Posted on in Cycles News

A pioneering study into the risks of cycling in London reveals that "safety in numbers" protects riders from injury.

Dr Rachel Aldred, a transport expert at the University of Westminster, who led the research, said: "A street with 1,000 cyclists per day is 13 per cent safer than one with 500 cyclists per day."

Two-thirds of injuries occur on A-roads in London but the researchers sought to establish for the first time if this was because they were more dangerous or simply used by more cyclists. Previous studies have tended to focus on locations where most crashes occur, typically at junctions and roundabouts.

The new research is thought to be the first to assess a cyclist's "exposure" to danger in the capital, by combining Met police casualty statistics with Transport for London cycle flow data.

Dr Aldred told the Evening Standard: "Just because most cycling injuries take place on main roads, that doesn't necessarily tell you that main roads are more dangerous.

"One of the things you can take from the paper is that if you get more people to generate more cycling trips, it should create a ‘safety in numbers' effect. If you get more cyclists that seems to keep people safer."

Cycling accounts for about two per cent of journeys in London but cyclists are over-represented in casualty figures by about eight times.

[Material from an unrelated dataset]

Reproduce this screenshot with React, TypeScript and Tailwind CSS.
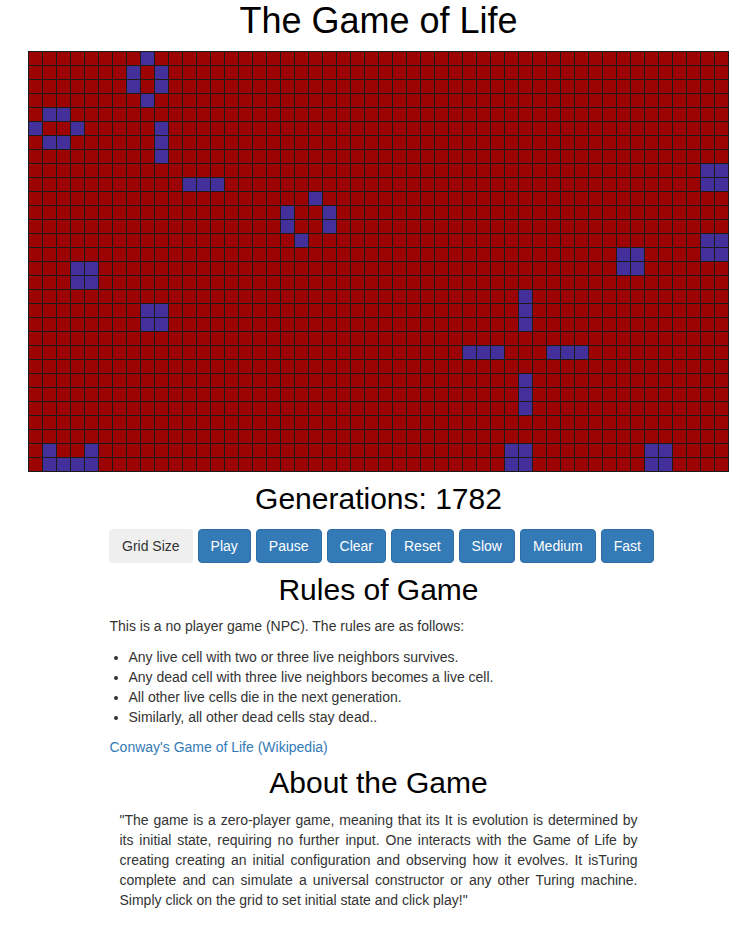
import React from 'react';

const COLS = 50;
const ROWS = 30;

// live cells, row -> columns
const liveCells: Record<number, number[]> = {
  0: [8],
  1: [7, 9],
  2: [7, 9],
  3: [8],
  4: [1, 2],
  5: [0, 3, 9],
  6: [1, 2, 9],
  7: [9],
  8: [48, 49],
  9: [11, 12, 13, 48, 49],
  10: [20],
  11: [18, 21],
  12: [18, 21],
  13: [19, 48, 49],
  14: [42, 43, 48, 49],
  15: [3, 4, 42, 43],
  16: [3, 4],
  17: [35],
  18: [8, 9, 35],
  19: [8, 9, 35],
  21: [31, 32, 33, 37, 38, 39],
  23: [35],
  24: [35],
  25: [35],
  28: [1, 4, 34, 35, 44, 45],
  29: [1, 2, 3, 4, 34, 35, 44, 45],
};

const buttons = ['Play', 'Pause', 'Clear', 'Reset', 'Slow', 'Medium', 'Fast'];

const rules = [
  'Any live cell with two or three live neighbors survives.',
  'Any dead cell with three live neighbors becomes a live cell.',
  'All other live cells die in the next generation.',
  'Similarly, all other dead cells stay dead..',
];

const Grid: React.FC = () => {
  const cells = [];
  for (let r = 0; r < ROWS; r++) {
    const alive = liveCells[r] || [];
    for (let c = 0; c < COLS; c++) {
      cells.push(
        <div
          key={`${r}-${c}`}
          className={alive.includes(c) ? 'w-[13px] h-[13px] bg-[#44309b]' : 'w-[13px] h-[13px] bg-[#9c0303]'}
        />
      );
    }
  }
  return (
    <div className="grid grid-cols-[repeat(50,13px)] gap-px p-px bg-[#1a1a1a] mt-[10px]">
      {cells}
    </div>
  );
};

const App: React.FC = () => {
  return (
    <div className="min-h-[943px] bg-white pl-[7px] text-[14px] leading-[20px] text-[#333] font-['Liberation_Sans',Arial,sans-serif]">
      <div className="flex flex-col items-center">
        <h1 className="text-[36px] leading-[40px] text-black mt-[1px]">The Game of Life</h1>

        <Grid />

        <h2 className="text-[30px] leading-[33px] text-black mt-[10px]">Generations: 1782</h2>

        <div className="flex gap-[5px] mt-[14px] pl-[6px]">
          <button className="px-[13px] py-[7px] rounded-[4px] bg-[#efefef] text-[#333]">Grid Size</button>
          {buttons.map((b) => (
            <button
              key={b}
              className="px-3 py-[6px] rounded-[4px] border border-[#2e6da4] bg-[#337ab7] text-white"
            >
              {b}
            </button>
          ))}
        </div>

        <h2 className="text-[30px] leading-[33px] text-black mt-[10px]">Rules of Game</h2>

        <div className="w-[538px] mt-[10px]">
          <p className="mb-[11px]">This is a no player game (NPC). The rules are as follows:</p>
          <ul className="list-disc pl-[19px] mb-[10px]">
            {rules.map((r) => (
              <li key={r}>{r}</li>
            ))}
          </ul>
          <p>
            <a className="text-[#337ab7]">Conway's Game of Life (Wikipedia)</a>
          </p>
        </div>

        <h2 className="text-[30px] leading-[33px] text-black mt-[9px]">About the Game</h2>

        <p className="w-[518px] mt-[11px] text-justify">
          "The game is a zero-player game, meaning that its It is evolution is determined by its initial state,
          requiring no further input. One interacts with the Game of Life by creating creating an initial
          configuration and observing how it evolves. It isTuring complete and can simulate a universal
          constructor or any other Turing machine. Simply click on the grid to set initial state and click play!"
        </p>
      </div>
    </div>
  );
};

export default App;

The number of cyclists killed or seriously injured rose 17 per cent in 2016, in the most recent Transport for London statistics. There were eight deaths, 446 serious injuries and 3,970 slight injuries reported.

The research, which also involved academics from the London School of Hygiene and Tropical Medicine, Imperial College and Cambridge University, found a "clear reduction in injury odds" of 17 per cent in 20mph zones, compared with 30mph roads.

It found that while a quarter of cycling in London is on streets with fewer than 2,000 vehicles a day, only one in seven cyclist injuries occurred on these streets. There was strong backing for "mini-Holland" schemes - in boroughs such as Waltham Forest, Enfield and Kingston - that block off residential roads to "rat-running" motorists while making them safer for pedestrians and cyclists.